The 802.16 standard has enjoyed solid vendor support and more than its fair share of hype, driven in part by optimistic revenue predictions. WiMAX got a major boost last month when one if its primary supporters, Intel Corp., released its first WiMAX chip based on the 802.16-2004 version of the standard. A variety of other companies also announced their own WiMAX chips and some carriers have committed to testing the technology.

The WiMAX Forum plans to begin interoperability testing of products this summer with the first certified commercial products expected to hit the market by the end of this year.

802.16e is often said to overlap and compete with 802.20, which itself is named as a competitor to third-generation networks.

802.20, which was created from the get-go as a mobile technology, differs from 802.16 in that among other things it aims to provide high-rate data connectivity at fast traveling speeds. Development work on the standard is in the very early stages.

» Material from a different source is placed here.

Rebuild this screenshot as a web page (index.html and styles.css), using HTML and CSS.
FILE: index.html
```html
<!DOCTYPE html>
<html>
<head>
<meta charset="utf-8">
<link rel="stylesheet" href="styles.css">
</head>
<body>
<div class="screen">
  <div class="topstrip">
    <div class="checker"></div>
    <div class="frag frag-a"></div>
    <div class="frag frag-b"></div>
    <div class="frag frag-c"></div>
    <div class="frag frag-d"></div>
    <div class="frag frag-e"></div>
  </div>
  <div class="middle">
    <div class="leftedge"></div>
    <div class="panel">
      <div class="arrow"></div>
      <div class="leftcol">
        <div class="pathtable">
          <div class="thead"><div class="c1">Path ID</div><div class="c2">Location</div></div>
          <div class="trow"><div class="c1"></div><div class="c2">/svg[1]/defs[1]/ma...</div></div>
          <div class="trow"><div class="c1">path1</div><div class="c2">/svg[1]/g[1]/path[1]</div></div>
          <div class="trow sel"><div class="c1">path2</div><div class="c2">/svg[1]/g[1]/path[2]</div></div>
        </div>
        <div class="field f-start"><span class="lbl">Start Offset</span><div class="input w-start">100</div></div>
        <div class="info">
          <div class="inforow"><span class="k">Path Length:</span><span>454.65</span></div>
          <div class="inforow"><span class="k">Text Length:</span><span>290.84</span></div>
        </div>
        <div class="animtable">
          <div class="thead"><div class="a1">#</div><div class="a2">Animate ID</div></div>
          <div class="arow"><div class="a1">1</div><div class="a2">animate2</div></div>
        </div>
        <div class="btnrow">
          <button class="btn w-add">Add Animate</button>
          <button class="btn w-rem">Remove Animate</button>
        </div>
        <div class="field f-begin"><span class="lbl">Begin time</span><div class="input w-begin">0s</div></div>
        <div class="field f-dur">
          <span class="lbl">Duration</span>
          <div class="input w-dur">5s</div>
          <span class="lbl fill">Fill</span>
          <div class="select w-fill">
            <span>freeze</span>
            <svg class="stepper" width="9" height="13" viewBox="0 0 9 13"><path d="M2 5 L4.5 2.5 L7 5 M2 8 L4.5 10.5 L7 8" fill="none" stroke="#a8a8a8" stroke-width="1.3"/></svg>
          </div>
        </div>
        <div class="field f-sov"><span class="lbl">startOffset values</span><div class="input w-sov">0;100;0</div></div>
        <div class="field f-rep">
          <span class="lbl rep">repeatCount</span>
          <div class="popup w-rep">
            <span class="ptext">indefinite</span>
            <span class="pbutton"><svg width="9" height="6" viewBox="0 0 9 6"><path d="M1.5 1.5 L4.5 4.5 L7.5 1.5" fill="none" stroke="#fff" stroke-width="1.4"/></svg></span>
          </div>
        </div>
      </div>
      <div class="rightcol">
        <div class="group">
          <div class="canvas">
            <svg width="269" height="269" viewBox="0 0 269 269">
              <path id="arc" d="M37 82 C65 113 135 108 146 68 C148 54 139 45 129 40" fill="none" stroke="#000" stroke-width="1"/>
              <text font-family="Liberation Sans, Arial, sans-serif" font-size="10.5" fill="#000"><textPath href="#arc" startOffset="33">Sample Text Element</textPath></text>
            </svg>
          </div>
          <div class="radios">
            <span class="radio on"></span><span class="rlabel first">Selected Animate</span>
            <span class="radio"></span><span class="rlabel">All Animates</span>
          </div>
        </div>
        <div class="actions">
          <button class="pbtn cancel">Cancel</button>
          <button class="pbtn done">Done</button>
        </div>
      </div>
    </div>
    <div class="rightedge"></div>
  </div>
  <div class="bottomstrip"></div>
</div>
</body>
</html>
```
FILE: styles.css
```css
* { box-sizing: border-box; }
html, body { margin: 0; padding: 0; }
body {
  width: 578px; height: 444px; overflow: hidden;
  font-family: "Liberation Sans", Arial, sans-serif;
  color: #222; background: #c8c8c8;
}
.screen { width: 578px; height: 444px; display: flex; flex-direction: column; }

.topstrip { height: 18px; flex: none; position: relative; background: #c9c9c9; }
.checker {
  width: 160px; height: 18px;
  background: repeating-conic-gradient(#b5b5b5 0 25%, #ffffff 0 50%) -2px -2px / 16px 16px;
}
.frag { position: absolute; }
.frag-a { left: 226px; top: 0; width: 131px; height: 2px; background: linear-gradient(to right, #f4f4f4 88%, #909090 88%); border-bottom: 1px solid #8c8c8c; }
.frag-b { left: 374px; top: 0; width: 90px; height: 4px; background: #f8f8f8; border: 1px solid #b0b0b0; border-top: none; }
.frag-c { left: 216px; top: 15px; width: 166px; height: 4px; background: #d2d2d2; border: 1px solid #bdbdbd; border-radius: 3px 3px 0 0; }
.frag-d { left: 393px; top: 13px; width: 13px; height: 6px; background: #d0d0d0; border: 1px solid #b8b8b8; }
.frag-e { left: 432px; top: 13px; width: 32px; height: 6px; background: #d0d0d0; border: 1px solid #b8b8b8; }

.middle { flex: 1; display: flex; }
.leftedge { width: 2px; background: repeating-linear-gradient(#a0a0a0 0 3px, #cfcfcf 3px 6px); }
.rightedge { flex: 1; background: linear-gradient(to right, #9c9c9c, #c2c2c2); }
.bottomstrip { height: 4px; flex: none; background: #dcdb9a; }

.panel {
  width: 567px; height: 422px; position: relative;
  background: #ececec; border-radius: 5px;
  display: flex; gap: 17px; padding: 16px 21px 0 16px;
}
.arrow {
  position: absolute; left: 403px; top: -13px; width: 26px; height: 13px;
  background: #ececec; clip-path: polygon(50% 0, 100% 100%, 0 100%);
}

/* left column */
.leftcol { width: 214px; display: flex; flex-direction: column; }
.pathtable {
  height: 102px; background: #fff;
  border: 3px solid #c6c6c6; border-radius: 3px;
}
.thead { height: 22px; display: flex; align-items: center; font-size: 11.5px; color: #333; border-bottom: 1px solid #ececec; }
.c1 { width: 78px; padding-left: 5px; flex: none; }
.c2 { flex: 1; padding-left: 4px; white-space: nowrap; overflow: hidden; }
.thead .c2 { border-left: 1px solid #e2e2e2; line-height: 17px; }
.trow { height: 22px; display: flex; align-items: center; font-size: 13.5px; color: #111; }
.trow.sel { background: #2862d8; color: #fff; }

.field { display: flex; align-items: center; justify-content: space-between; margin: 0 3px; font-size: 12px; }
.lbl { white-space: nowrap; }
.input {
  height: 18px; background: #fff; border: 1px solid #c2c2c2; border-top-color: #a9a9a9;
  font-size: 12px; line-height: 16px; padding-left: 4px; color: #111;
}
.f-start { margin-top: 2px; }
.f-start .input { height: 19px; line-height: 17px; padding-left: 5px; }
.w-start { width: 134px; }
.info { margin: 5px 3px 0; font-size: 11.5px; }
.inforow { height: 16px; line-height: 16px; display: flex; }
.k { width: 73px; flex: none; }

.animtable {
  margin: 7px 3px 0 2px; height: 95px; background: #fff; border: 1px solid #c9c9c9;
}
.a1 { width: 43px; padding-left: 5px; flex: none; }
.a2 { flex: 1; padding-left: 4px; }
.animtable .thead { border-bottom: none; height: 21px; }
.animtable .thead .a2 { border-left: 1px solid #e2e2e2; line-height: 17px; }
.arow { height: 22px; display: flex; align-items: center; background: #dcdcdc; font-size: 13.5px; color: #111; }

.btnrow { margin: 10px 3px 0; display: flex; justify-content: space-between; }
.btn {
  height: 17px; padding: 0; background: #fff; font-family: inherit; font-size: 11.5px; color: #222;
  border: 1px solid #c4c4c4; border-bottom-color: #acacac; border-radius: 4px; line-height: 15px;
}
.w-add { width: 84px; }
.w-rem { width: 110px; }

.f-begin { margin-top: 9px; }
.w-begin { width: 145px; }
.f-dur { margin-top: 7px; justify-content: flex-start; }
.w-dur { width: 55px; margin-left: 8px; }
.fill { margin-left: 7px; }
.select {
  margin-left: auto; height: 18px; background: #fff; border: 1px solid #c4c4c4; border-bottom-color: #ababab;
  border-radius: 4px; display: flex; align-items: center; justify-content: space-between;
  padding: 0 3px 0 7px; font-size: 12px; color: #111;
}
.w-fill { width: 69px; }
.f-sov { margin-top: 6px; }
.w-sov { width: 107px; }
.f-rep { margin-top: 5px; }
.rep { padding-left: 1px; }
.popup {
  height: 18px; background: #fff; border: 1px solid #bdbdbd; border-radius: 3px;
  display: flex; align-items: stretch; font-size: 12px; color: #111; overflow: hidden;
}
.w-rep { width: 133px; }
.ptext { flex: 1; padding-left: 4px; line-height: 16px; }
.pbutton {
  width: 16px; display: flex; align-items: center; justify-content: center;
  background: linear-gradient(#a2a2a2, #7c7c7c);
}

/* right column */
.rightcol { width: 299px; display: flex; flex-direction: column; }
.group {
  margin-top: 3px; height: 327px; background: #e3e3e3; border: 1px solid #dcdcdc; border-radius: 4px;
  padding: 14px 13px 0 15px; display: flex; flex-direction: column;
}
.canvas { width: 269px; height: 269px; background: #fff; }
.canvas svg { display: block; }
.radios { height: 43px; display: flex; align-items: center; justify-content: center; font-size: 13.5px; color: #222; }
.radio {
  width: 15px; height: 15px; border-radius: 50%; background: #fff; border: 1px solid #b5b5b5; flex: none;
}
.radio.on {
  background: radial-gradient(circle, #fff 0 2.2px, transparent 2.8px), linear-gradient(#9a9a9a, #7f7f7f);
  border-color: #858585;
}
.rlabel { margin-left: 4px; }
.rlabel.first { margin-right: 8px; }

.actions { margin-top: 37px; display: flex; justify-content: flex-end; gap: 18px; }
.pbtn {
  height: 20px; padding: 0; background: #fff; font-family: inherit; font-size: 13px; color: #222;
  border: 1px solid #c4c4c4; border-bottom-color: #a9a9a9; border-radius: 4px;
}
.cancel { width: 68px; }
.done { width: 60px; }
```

Flarion Technologies, one of the primary supporters of 802.20, and Nextel Communications Inc. trialed wide-area wireless broadband services in North Carolina using Flarion’s Flash-OFDM technology. Nextel, however, recently announced it plans to halt the network trial.

Whether both 802.16 and 802.20 will survive together is a matter of much debate in the industry.

“How often are you going to need megabit speeds at 70 miles per hour?” asked Kryzwicki about 802.20. In Japan, he said, where a large percentage of citizens commute on high-speed trains, 802.20 technologies may be useful. But in places like the United States where most commuters drive in cars, that type of capability may not be as viable, he said.

“I don’t think you are going to get both 802.16 and 802.20 surviving in developing countries together in a major way,” said Kryzwicki. “You might see some countries go one way and others go the other way. Most people see a stronger future for 802.16, mostly because of its support from Intel. There’s not as big a champion for 802.20.”